I’m not crazy about the term because it places the POV of the audience as paramount, where I’d like to think that a story is more of an evolving dialogue taking place between the audience and the characters whose stories they’re experiencing. One is not inherently more important than the other, or at least it shouldn’t be. Not sure if that answer is too meta, but maybe (laughs).
CBY: I certainly think that makes sense - you've raised a good point - it doesn't matter whether you know the destination or not if a writer can keep the journey itself engaging. Conflict, tension, and engagement all happen one panel at a time. We’ve obviously dug deep into the source material and touched upon other influences that contributed toward the edition of Kill Wolfhead now available to the public. However, can you both provide us with an idea of unrelated comics and other media you’ve been enjoying lately? What should our readers ensure they check out once they read Kill Wolfhead?

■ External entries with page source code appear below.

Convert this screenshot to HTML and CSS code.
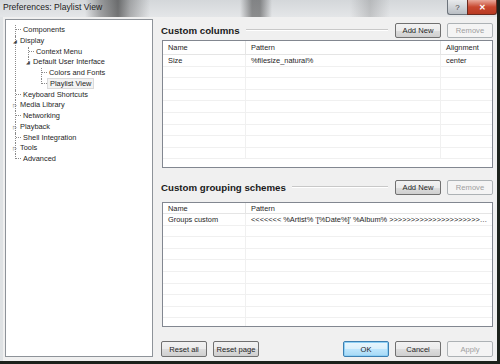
FILE: index.html
```html
<!DOCTYPE html>
<html lang="en">
<head>
    <meta charset="UTF-8">
    <title>Preferences: Playlist View</title>
    <link rel="stylesheet" href="styles.css">
</head>
<body>
    <div class="window">
        <div class="titlebar">
            <span class="title">Preferences: Playlist View</span>
            <div class="caption-buttons">
                <span class="cap-btn help">?</span>
                <span class="cap-btn close">&#x2715;</span>
            </div>
        </div>

        <div class="client">
            <div class="tree">
                <ul class="branch root">
                    <li><div class="node"><span class="twist dash"></span>Components</div></li>
                    <li>
                        <div class="node"><span class="twist">&#x25E2;</span>Display</div>
                        <ul class="branch">
                            <li><div class="node"><span class="twist dash"></span>Context Menu</div></li>
                            <li class="last">
                                <div class="node"><span class="twist">&#x25E2;</span>Default User Interface</div>
                                <ul class="branch">
                                    <li><div class="node"><span class="twist dash"></span>Colors and Fonts</div></li>
                                    <li class="last"><div class="node"><span class="twist dash"></span><span class="selected">Playlist View</span></div></li>
                                </ul>
                            </li>
                        </ul>
                    </li>
                    <li><div class="node"><span class="twist dash"></span>Keyboard Shortcuts</div></li>
                    <li><div class="node"><span class="twist">&#x25B7;</span>Media Library</div></li>
                    <li><div class="node"><span class="twist dash"></span>Networking</div></li>
                    <li><div class="node"><span class="twist">&#x25B7;</span>Playback</div></li>
                    <li><div class="node"><span class="twist dash"></span>Shell Integration</div></li>
                    <li><div class="node"><span class="twist">&#x25B7;</span>Tools</div></li>
                    <li class="last"><div class="node"><span class="twist dash"></span>Advanced</div></li>
                </ul>
            </div>

            <div class="page">
                <div class="section-head">
                    <h2>Custom columns</h2>
                    <span class="rule"></span>
                    <button class="btn">Add New</button>
                    <button class="btn" disabled>Remove</button>
                </div>
                <div class="list list-columns">
                    <div class="row head">
                        <span class="c-name">Name</span>
                        <span class="c-pattern">Pattern</span>
                        <span class="c-align">Alignment</span>
                    </div>
                    <div class="row">
                        <span class="c-name">Size</span>
                        <span class="c-pattern">%filesize_natural%</span>
                        <span class="c-align">center</span>
                    </div>
                    <div class="row"><span class="c-name"></span><span class="c-pattern"></span><span class="c-align"></span></div>
                    <div class="row"><span class="c-name"></span><span class="c-pattern"></span><span class="c-align"></span></div>
                    <div class="row"><span class="c-name"></span><span class="c-pattern"></span><span class="c-align"></span></div>
                    <div class="row"><span class="c-name"></span><span class="c-pattern"></span><span class="c-align"></span></div>
                    <div class="row"><span class="c-name"></span><span class="c-pattern"></span><span class="c-align"></span></div>
                    <div class="row"><span class="c-name"></span><span class="c-pattern"></span><span class="c-align"></span></div>
                    <div class="row"><span class="c-name"></span><span class="c-pattern"></span><span class="c-align"></span></div>
                    <div class="row"><span class="c-name"></span><span class="c-pattern"></span><span class="c-align"></span></div>
                </div>

                <div class="section-head second">
                    <h2>Custom grouping schemes</h2>
                    <span class="rule"></span>
                    <button class="btn">Add New</button>
                    <button class="btn" disabled>Remove</button>
                </div>
                <div class="list list-groups">
                    <div class="row head">
                        <span class="c-name">Name</span>
                        <span class="c-pattern wide">Pattern</span>
                    </div>
                    <div class="row">
                        <span class="c-name">Groups custom</span>
                        <span class="c-pattern wide">&lt;&lt;&lt;&lt;&lt;&lt;&lt; %Artist% '[%Date%]' %Album% &gt;&gt;&gt;&gt;&gt;&gt;&gt;&gt;&gt;&gt;&gt;&gt;&gt;&gt;&gt;&gt;&gt;&gt;&gt;&gt;&gt;&gt;&gt;&gt;&gt;&gt;&gt;&gt;&gt;&gt;</span>
                    </div>
                    <div class="row"><span class="c-name"></span><span class="c-pattern wide"></span></div>
                    <div class="row"><span class="c-name"></span><span class="c-pattern wide"></span></div>
                    <div class="row"><span class="c-name"></span><span class="c-pattern wide"></span></div>
                    <div class="row"><span class="c-name"></span><span class="c-pattern wide"></span></div>
                    <div class="row"><span class="c-name"></span><span class="c-pattern wide"></span></div>
                    <div class="row"><span class="c-name"></span><span class="c-pattern wide"></span></div>
                    <div class="row"><span class="c-name"></span><span class="c-pattern wide"></span></div>
                    <div class="row"><span class="c-name"></span><span class="c-pattern wide"></span></div>
                    <div class="row"><span class="c-name"></span><span class="c-pattern wide"></span></div>
                </div>

                <div class="footer">
                    <button class="btn">Reset all</button>
                    <button class="btn">Reset page</button>
                    <span class="spacer"></span>
                    <button class="btn default">OK</button>
                    <button class="btn">Cancel</button>
                    <button class="btn" disabled>Apply</button>
                </div>
            </div>
        </div>
    </div>
</body>
</html>
```

FILE: styles.css
```css
* {
    margin: 0;
    padding: 0;
    box-sizing: border-box;
}

body {
    background: #1c221c;
    font-family: 'Liberation Sans', Arial, sans-serif;
    font-size: 7.4px;
    color: #1e1e1e;
    width: 500px;
    height: 364px;
    overflow: hidden;
}

.window {
    width: 497px;
    height: 361px;
    background: #dfe2e4;
    display: flex;
    flex-direction: column;
}

/* glass title bar */
.titlebar {
    height: 17px;
    flex-shrink: 0;
    display: flex;
    align-items: flex-start;
    justify-content: space-between;
    background:
        linear-gradient(90deg,
            rgba(0,0,0,0) 0, rgba(0,0,0,0) 85px,
            rgba(40,40,40,0.35) 100px, rgba(20,20,20,0.55) 118px, rgba(40,40,40,0.3) 130px,
            rgba(0,0,0,0) 150px, rgba(0,0,0,0) 240px,
            rgba(30,30,30,0.45) 252px, rgba(30,30,30,0.45) 260px,
            rgba(0,0,0,0) 272px, rgba(0,0,0,0) 350px,
            rgba(60,60,60,0.2) 370px, rgba(0,0,0,0) 390px),
        linear-gradient(#d4d7da, #e4e6e8);
}

.title {
    padding: 2px 0 0 3px;
    font-size: 8.6px;
    color: #222;
}

.caption-buttons {
    display: flex;
}

.cap-btn {
    height: 15px;
    display: flex;
    align-items: center;
    justify-content: center;
    font-size: 8px;
    border: 1px solid #6d747c;
    border-top: none;
}

.help {
    width: 20px;
    background: linear-gradient(#e8eaec, #b9bec4);
    color: #444;
    border-radius: 0 0 0 3px;
    border-right: none;
}

.close {
    width: 30px;
    background: linear-gradient(#e9a99b, #c8472f 50%, #b83a22);
    color: #fff;
    font-weight: bold;
    border-radius: 0 0 3px 0;
    border-color: #6a2a1e;
}

.client {
    flex: 1;
    display: flex;
    background: #f0f0f0;
    margin-left: 3px;
    padding: 2px 0 4px 2px;
    gap: 6px;
}

/* navigation tree */
.tree {
    width: 148px;
    flex-shrink: 0;
    background: #fff;
    border: 1px solid #8e9399;
    padding: 5px 0 0 9px;
}

.branch {
    list-style: none;
}

.branch li {
    border-left: 1px dotted #8a8a8a;
}

.branch li.last {
    border-left-color: transparent;
}

.branch .branch {
    margin-left: 12px;
}

.node {
    position: relative;
    height: 10.75px;
    line-height: 10.75px;
    white-space: nowrap;
}

.branch li.last > .node::before {
    content: "";
    position: absolute;
    left: -1px;
    top: 0;
    height: 5px;
    border-left: 1px dotted #8a8a8a;
}

.twist {
    display: inline-block;
    width: 7px;
    height: 10.75px;
    line-height: 10.75px;
    font-size: 5px;
    color: #444;
    margin-left: -3px;
    vertical-align: top;
}

.twist.dash {
    width: 5px;
    height: 5px;
    margin: 0 2px 0 0;
    border-bottom: 1px dotted #8a8a8a;
}

.selected {
    background: #f3f3f3;
    border: 1px solid #dadada;
    padding: 0 2px;
    margin-left: -2px;
}

/* right page */
.page {
    flex: 1;
    min-width: 0;
    display: flex;
    flex-direction: column;
    padding: 4px 4px 0 0;
}

.section-head {
    display: flex;
    align-items: center;
    gap: 6px;
    height: 14px;
    padding-left: 2px;
}

.section-head.second {
    margin-top: 12px;
}

.section-head h2 {
    font-size: 9.7px;
    font-weight: bold;
    color: #1a1a1a;
}

.rule {
    flex: 1;
    height: 2px;
    border-top: 1px solid #c8c8c8;
    border-bottom: 1px solid #fff;
    margin-right: 1px;
}

.btn {
    width: 46px;
    height: 15px;
    flex-shrink: 0;
    font-family: 'Liberation Sans', Arial, sans-serif;
    font-size: 7.6px;
    color: #1e1e1e;
    border: 1px solid #707070;
    border-radius: 2px;
    background: linear-gradient(#f2f2f2 0, #ebebeb 50%, #dddddd 51%, #cfcfcf 100%);
}

.btn:disabled {
    color: #a0a0a0;
    border-color: #adb2b5;
    background: #f4f4f4;
}

.btn.default {
    border-color: #3c7fb1;
    background: linear-gradient(#eaf6fd 0, #d9f0fc 50%, #bee6fd 51%, #a7d9f5 100%);
    box-shadow: inset 0 0 0 1px #8fd0f5;
}

/* list views */
.list {
    margin: 3px 0 0 3px;
    background: #fff;
    border: 1px solid #828790;
    overflow: hidden;
}

.list-columns {
    height: 128px;
}

.list-groups {
    height: 125px;
    margin-top: 8px;
}

.row {
    display: flex;
    height: 11.6px;
    line-height: 11.6px;
    border-bottom: 1px solid #f0f0f0;
}

.row.head {
    height: 14px;
    line-height: 14px;
    border-bottom: 1px solid #e5e5e5;
}

.list-groups .row.head {
    height: 11px;
    line-height: 11px;
}

.row span {
    padding-left: 5px;
    white-space: nowrap;
    overflow: hidden;
    text-overflow: ellipsis;
}

.c-name {
    width: 83px;
    flex-shrink: 0;
    border-right: 1px solid #f0f0f0;
}

.c-pattern {
    width: 195px;
    flex-shrink: 0;
    border-right: 1px solid #f0f0f0;
}

.c-pattern.wide {
    flex: 1;
    width: auto;
    border-right: none;
    padding-right: 4px;
}

.c-align {
    flex: 1;
}

.row.head .c-name,
.row.head .c-pattern {
    border-right-color: #e5e5e5;
}

.footer {
    display: flex;
    gap: 6px;
    margin-top: 14px;
    padding-left: 2px;
}

.footer .btn {
    height: 16px;
}

.spacer {
    flex: 1;
}
```
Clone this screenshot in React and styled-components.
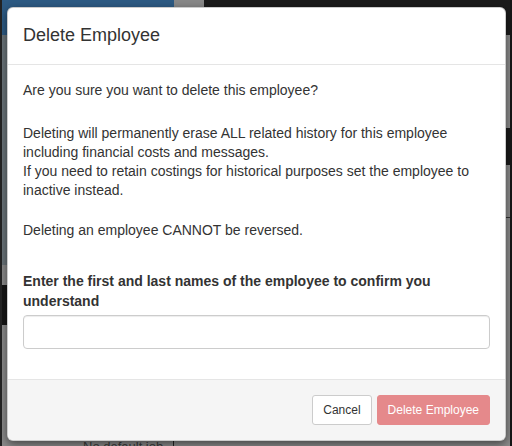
import React from "react";
import styled, { createGlobalStyle } from "styled-components";

const GlobalStyle = createGlobalStyle`
  html, body {
    margin: 0;
    padding: 0;
    overflow: hidden;
  }
  * {
    box-sizing: border-box;
  }
`;

const Page = styled.div`
  position: relative;
  width: 512px;
  height: 446px;
  overflow: hidden;
  display: grid;
  grid-template-rows: 35px 1fr;
  background: #8a8a8a;
  border-left: 2px solid #222;
  border-right: 2px solid #151515;
  font-family: "Liberation Sans", Arial, sans-serif;
`;

const Navbar = styled.div`
  display: flex;
`;

const NavBlock = styled.div`
  width: ${(p) => (p.$width ? `${p.$width}px` : "auto")};
  flex: ${(p) => (p.$width ? "none" : 1)};
  background: ${(p) => p.$tone};
`;

const Main = styled.div`
  display: flex;
  min-height: 0;
`;

const Sidebar = styled.div`
  width: 172px;
  display: flex;
  flex-direction: column;
  border-right: 1px solid #222;
`;

const SideBlock = styled.div`
  height: ${(p) => (p.$height ? `${p.$height}px` : "auto")};
  flex: ${(p) => (p.$height ? "none" : 1)};
  background: ${(p) => p.$tone};
`;

const SideLabel = styled.div`
  padding: 114px 0 0 81px;
  font-size: 13px;
  line-height: 16px;
  color: #3a3a3a;
  white-space: nowrap;
`;

const Content = styled.div`
  flex: 1;
  display: flex;
  flex-direction: column;
  align-items: flex-end;
`;

const EdgeBlock = styled.div`
  width: 6px;
  height: ${(p) => p.$height}px;
  margin-top: ${(p) => p.$top}px;
  background: ${(p) => p.$tone};
`;

const Modal = styled.div`
  position: absolute;
  top: 7px;
  left: 5px;
  width: 499px;
  background: #fff;
  border: 1px solid rgba(0, 0, 0, 0.2);
  border-radius: 6px;
  box-shadow: 0 3px 9px rgba(0, 0, 0, 0.5);
  overflow: hidden;
  color: #333;
`;

const Header = styled.div`
  padding: 15px;
  border-bottom: 1px solid #e5e5e5;
`;

const Title = styled.h4`
  margin: 0;
  font-size: 18px;
  font-weight: normal;
  line-height: 1.42857;
`;

const Body = styled.div`
  padding: 15px;
  font-size: 14px;
  line-height: 20px;
`;

const Para = styled.p`
  margin: 0 0 ${(p) => p.$gap}px;
  line-height: ${(p) => p.$lh || 20}px;
`;

const FormGroup = styled.div`
  margin-bottom: 15px;
`;

const Label = styled.label`
  display: block;
  font-weight: bold;
  margin-bottom: 4px;
`;

const Input = styled.input`
  display: block;
  width: 100%;
  height: 34px;
  padding: 6px 12px;
  font-size: 14px;
  font-family: inherit;
  border: 1px solid #ccc;
  border-radius: 4px;
  box-shadow: inset 0 1px 1px rgba(0, 0, 0, 0.075);
  outline: none;
`;

const Footer = styled.div`
  display: flex;
  justify-content: flex-end;
  gap: 5px;
  padding: 15px;
  background: #f5f5f5;
  border-top: 1px solid #e5e5e5;
`;

const Button = styled.button`
  height: 30px;
  padding: 5px 10px;
  font-size: 12px;
  line-height: 18px;
  font-family: inherit;
  border-radius: 3px;
  border: 1px solid ${(p) => (p.$danger ? "#e5898b" : "#ccc")};
  background: ${(p) => (p.$danger ? "#e5898b" : "#fff")};
  color: ${(p) => (p.$danger ? "#fff" : "#333")};
  cursor: ${(p) => (p.disabled ? "not-allowed" : "pointer")};
`;

const App = () => {
  return (
    <>
      <GlobalStyle />
      <Page>
        <Navbar>
          <NavBlock $width={172} $tone="#2d5a83" />
          <NavBlock $width={30} $tone="#888888" />
          <NavBlock $tone="#1b1b1b" />
        </Navbar>
        <Main>
          <Sidebar>
            <SideBlock $height={230} $tone="#6a7479" />
            <SideBlock $height={20} $tone="#8a8a8a" />
            <SideBlock $height={40} $tone="#151515" />
            <SideBlock $tone="#8a8a8a">
              <SideLabel>No default job</SideLabel>
            </SideBlock>
          </Sidebar>
          <Content>
            <EdgeBlock $top={93} $height={37} $tone="#1a1a1a" />
            <EdgeBlock $top={52} $height={1} $tone="#333" />
          </Content>
        </Main>

        <Modal>
          <Header>
            <Title>Delete Employee</Title>
          </Header>
          <Body>
            <Para $gap={24}>Are you sure you want to delete this employee?</Para>
            <Para $gap={20} $lh={19}>
              Deleting will permanently erase ALL related history for this employee
              including financial costs and messages.
              <br />
              If you need to retain costings for historical purposes set the employee to
              inactive instead.
            </Para>
            <Para $gap={31}>Deleting an employee CANNOT be reversed.</Para>
            <FormGroup>
              <Label>Enter the first and last names of the employee to confirm you understand</Label>
              <Input type="text" />
            </FormGroup>
          </Body>
          <Footer>
            <Button>Cancel</Button>
            <Button $danger disabled>
              Delete Employee
            </Button>
          </Footer>
        </Modal>
      </Page>
    </>
  );
};

export default App;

BT: The Incal Universe is all about pure, unbridled storytelling, so I’ll recommend some tv shows I’ve recently caught up on that have a similar vibe and willingness to take big risks. Severance (Apple) was amazingly bold in its style and purpose, and anyone that likes twisting, mind-bending thrillers will love it. Poker Face (Peacock) is equally daring, maybe even more so. It also has some of the best guest stars you’ll ever find in anything. Also re-watching The Sopranos, and watching it as an adult, instead of a college student, is a whole new experience. I didn’t realize at the time it was so funny. After living a little more life, it hits a whole new emotional gear.
CBY: Severance was brilliant, and now I've got Poker Face to add to my watch list. First, I've got more comics to read for the next batch of interviews. Thank you, Brandon, for joining us today in the Yeti Cave, and hopefully you can join us again to discuss Excellence upon its release!